What is asked: Wherever a line in the data below holds "styles", copy that line.

*****

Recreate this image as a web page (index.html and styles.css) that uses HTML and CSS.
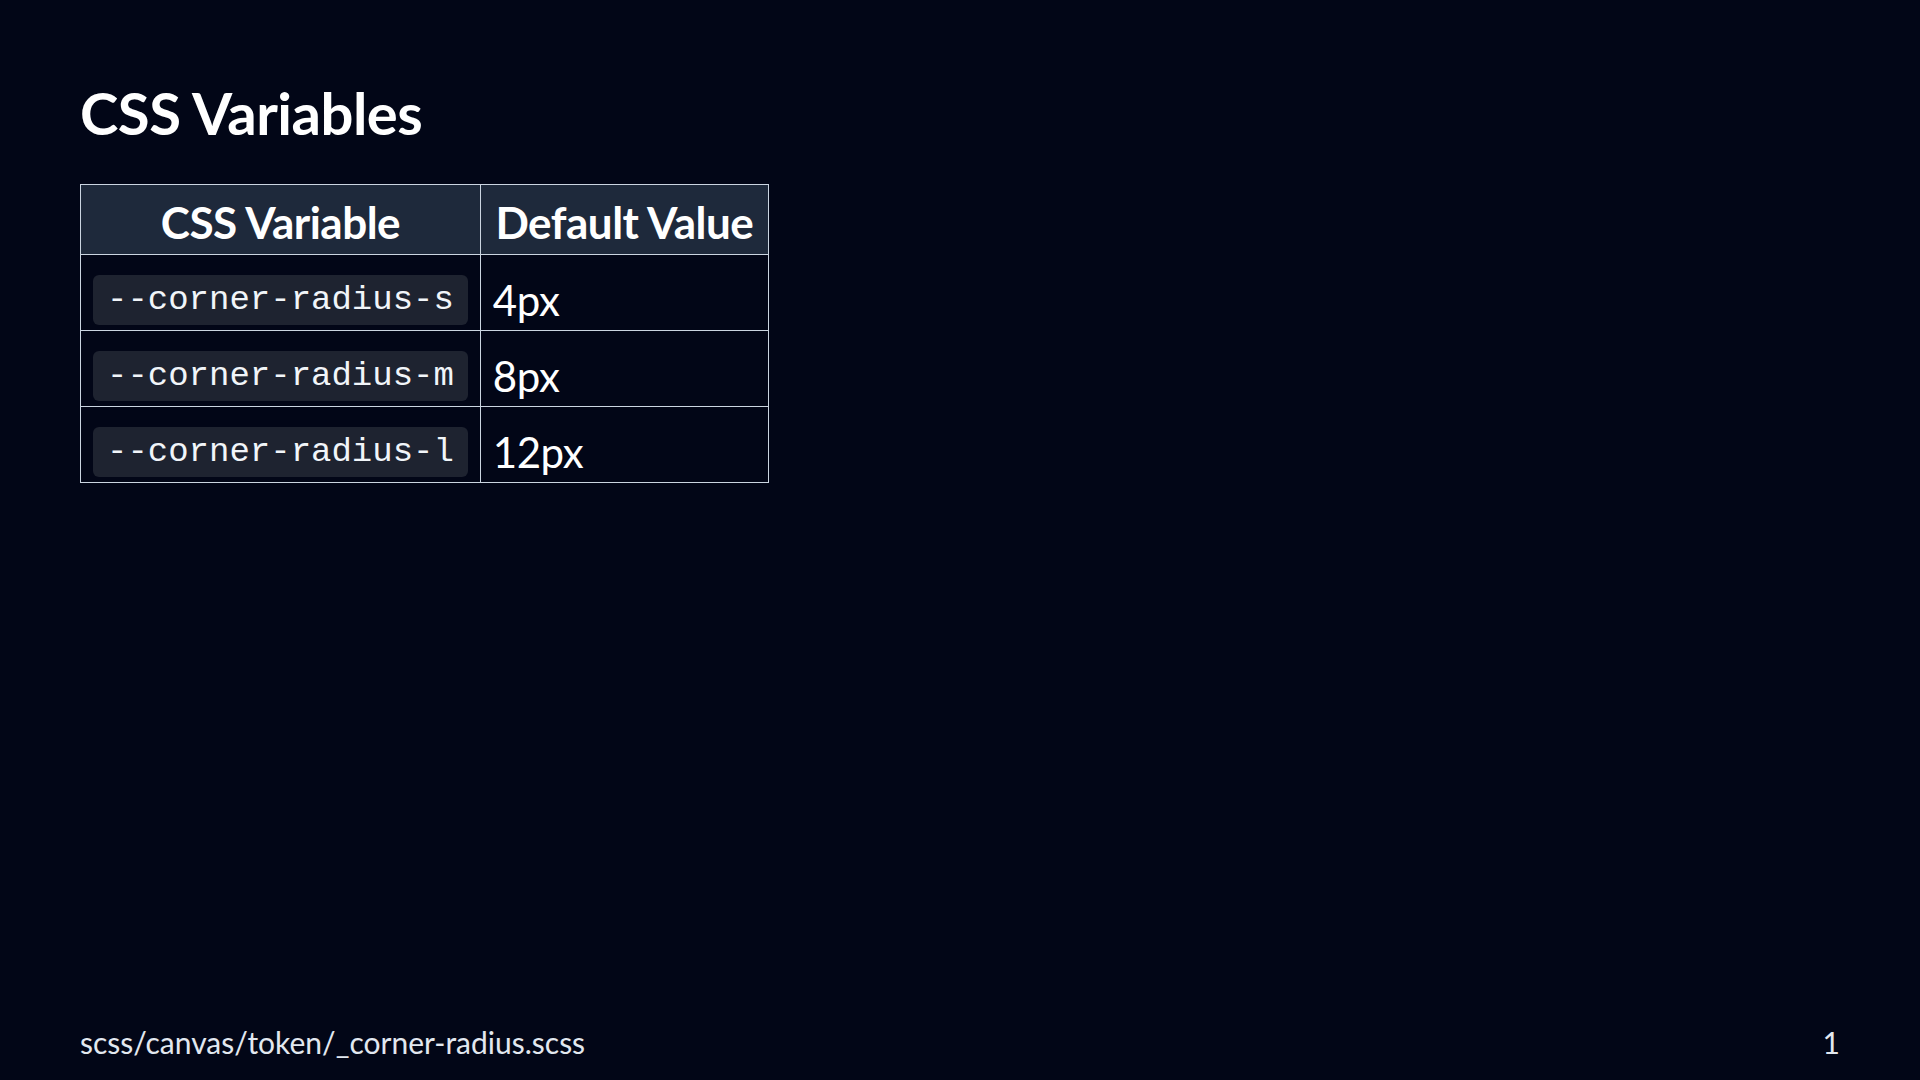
FILE: index.html
```html
<!DOCTYPE html>
<html lang="en">
<head>
<meta charset="utf-8">
<title>CSS Variables</title>
<link rel="stylesheet" href="styles.css">
</head>
<body>
<main class="slide">
  <section class="content">
    <h1 class="title">CSS Variables</h1>
    <table class="vars">
      <thead>
        <tr><th>CSS Variable</th><th class="val-head">Default Value</th></tr>
      </thead>
      <tbody>
        <tr><td class="var"><code class="chip">--corner-radius-s</code></td><td class="val">4px</td></tr>
        <tr><td class="var"><code class="chip">--corner-radius-m</code></td><td class="val">8px</td></tr>
        <tr><td class="var"><code class="chip">--corner-radius-l</code></td><td class="val">12px</td></tr>
      </tbody>
    </table>
  </section>
  <footer class="footer">
    <span class="path">scss/canvas/token/_corner-radius.scss</span>
    <span class="page">1</span>
  </footer>
</main>
</body>
</html>
```

FILE: styles.css
```css
html, body {
  margin: 0;
  padding: 0;
  background: #020617;
}
body {
  font-family: Lato, "Noto Sans", sans-serif;
  color: #ffffff;
}
.slide {
  width: 1920px;
  height: 1080px;
  box-sizing: border-box;
  padding: 0 80px;
  display: flex;
  flex-direction: column;
}
.content {
  flex: 1;
  padding-top: 76px;
}
.title {
  margin: 0 0 34px 0;
  font-size: 58px;
  font-weight: 700;
  line-height: 74px;
  letter-spacing: -0.5px;
}
.vars {
  border-collapse: collapse;
  border: 1px solid #cbd5e1;
}
.vars th, .vars td {
  border: 1px solid #cbd5e1;
  padding: 0 12px;
  white-space: nowrap;
}
.vars th {
  background: #1e293b;
  font-size: 44px;
  font-weight: 700;
  height: 70px;
  letter-spacing: -0.5px;
  padding-top: 4px;
  box-sizing: border-box;
}
.val-head {
  width: 288px;
  text-align: center;
}
.vars td {
  height: 76px;
  box-sizing: border-box;
  padding-top: 15px;
  padding-bottom: 1px;
}
.val {
  font-size: 42px;
  letter-spacing: -0.5px;
}
.chip {
  display: inline-block;
  font-family: "Liberation Mono", monospace;
  font-size: 34px;
  line-height: 50px;
  background: #1e2330;
  border-radius: 6px;
  padding: 0 14px;
  color: #f1f5f9;
  vertical-align: middle;
}
.footer {
  display: flex;
  justify-content: space-between;
  align-items: baseline;
  height: 56px;
  font-size: 30px;
  color: #e2e8f0;
}
```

*****

The solution:
Recreate this image as a web page (index.html and styles.css) that uses HTML and CSS.
<link rel="stylesheet" href="styles.css">
FILE: styles.css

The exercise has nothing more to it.